De las madres se puede
hablar eternamente, afirma uno de los más grandes autores que
engendró el siglo de oro de la literatura rusa, Máximo Gorki, al iniciar un
cuento de una crudeza espeluznante: La
madre del traidor. En ese relato terrible, el escritor narra, en pocas
páginas, la desgracia de una ciudad del medievo italiano, provocada por la
traición de uno de sus habitantes que se pasa al bando contrario, provocando
muerte y desolación entre sus antiguos vecinos.
Gracias
a la talentosa pluma de Gorki, se retrata con realismo el momento en que
Marianna, madre del traidor, recibe, sin ser reconocida, la maldición de boca
de otra madre que llora sobre el cadáver de su hijo.

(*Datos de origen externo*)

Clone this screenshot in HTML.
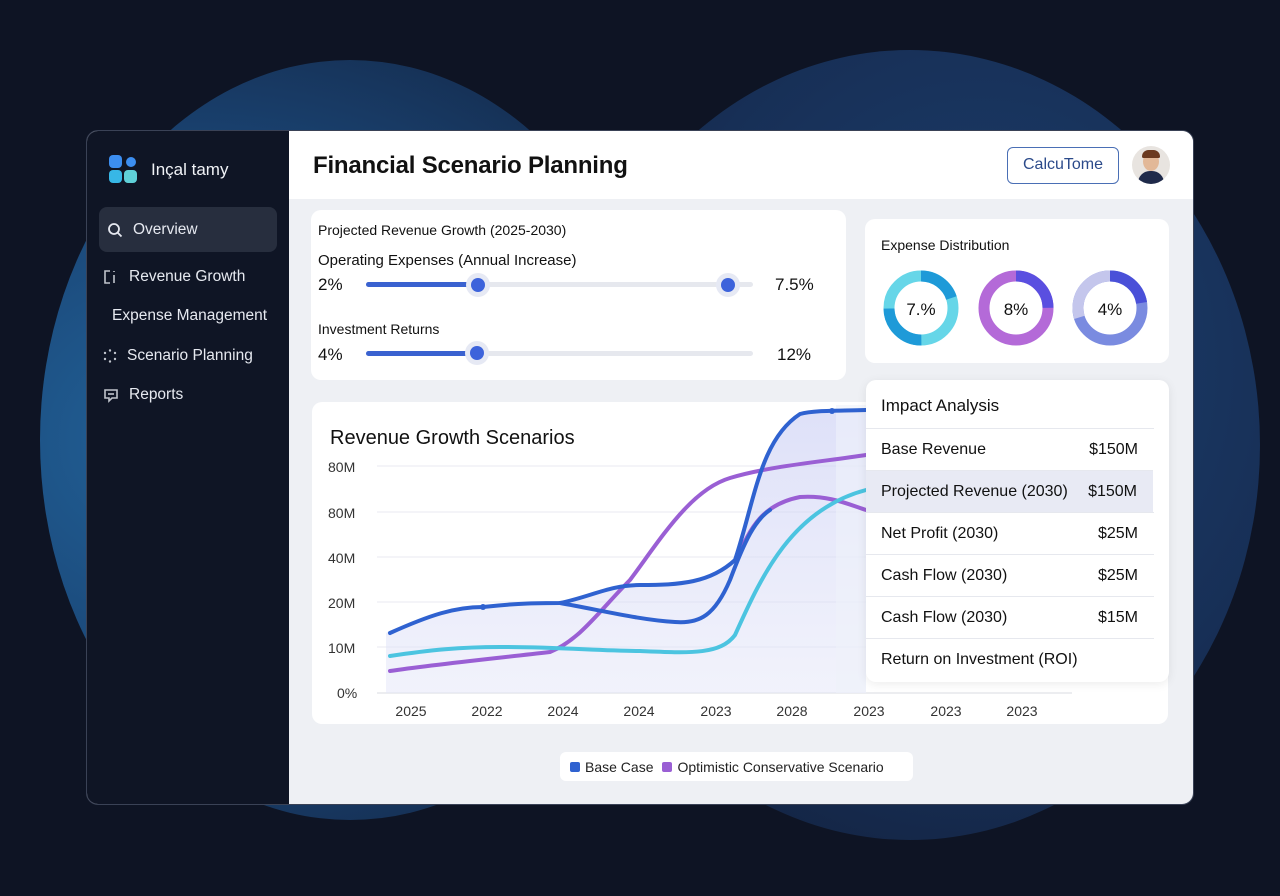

Entonces, dice el cuento: Tapado el rostro, Marianna se alejó; a la
mañana siguiente se presentó a los defensores de la ciudad y les dijo:
--Matadme,
ya que mi hijo se ha convertido en enemigo vuestro, o abridme las puertas de la
ciudad; iré a donde está él.
--Tú
eres un ser humano –le respondieron—, y la Patria debe ser preciada para ti; tu
hijo es tan enemigo tuyo como de cada uno de nosotros.
--Yo
soy madre, le quiero y me considero culpable de que él haya llegado a ser lo
que es hoy.
El
lector no imagina –como tampoco lo hicieron los defensores de esa ciudad— el
descarnado desenlace de la historia, en que la madre asesina a su vástago y
luego se suicida.
Asumir
de tal forma la culpa por los errores de los hijos, es, en cualquier parte, en
el pasado y siempre, una de las facetas innegables de la maternidad, como
también lo es –y de ello se ocupó asimismo este gran escritor en su conocida
novela de largo aliento, La madre—, enorgullecerse de los logros y buenas
acciones de los seres que traemos al mundo.
En
la novela en cuestión, Pelagia es la madre del líder obrero que provoca la
manifestación del 1º. De mayo, antecedente de la Revolución Rusa. Ella encarna
a la mujer del pueblo, ignorante, golpeada por un marido alcohólico,
permanentemente temerosa. Gracias a las ideas revolucionarias y a los amigos de
su hijo, no sólo aprende a leer y se interesa por el movimiento, sino que se
convierte, de manera simbólica, en madre de todos y en la valerosa colaboradora
que hace llegar la propaganda a las fábricas y el campo. Al final muere
también, a golpes propinados por un agente zarista.
Esas
madres idealizadas, trágicas y casi santas, son el fruto de la orfandad
temprana de Máximo Gorki, quien, habiendo perdido al padre cuando tenía sólo
cuatro años de edad, tuvo que soportar, junto con su progenitora, el ambiente
infernal de la casa de los abuelos maternos. Vivió allí lo que él mismo
calificó como una vida espesa,
abigarrada, indescriptiblemente extraña. La recuerdo como un cuento terrible,
bien relatado por un genio bueno, pero de una veracidad torturante... La casa
del abuelo estaba llena del abrasador humo de la mutua inquina que se tenían
todos.
La madre de Gorki (cuyo
verdadero nombre era Aleksei Peshkov) falleció también pocos años más tarde,
cuando el muchacho tenía diez años. Entonces el abuelo lo echó de casa y tuvo
que ganarse la vida con los oficios más humildes. De esa existencia dura, llena
de peligros y privaciones, surgieron personajes y situaciones que, gracias a su
enorme talento, lo convertirían en una de las plumas inmortales de todos los
tiempos.
No dejen de acercarse,
amigos, a estas madres literarias, son lecturas imprescindibles.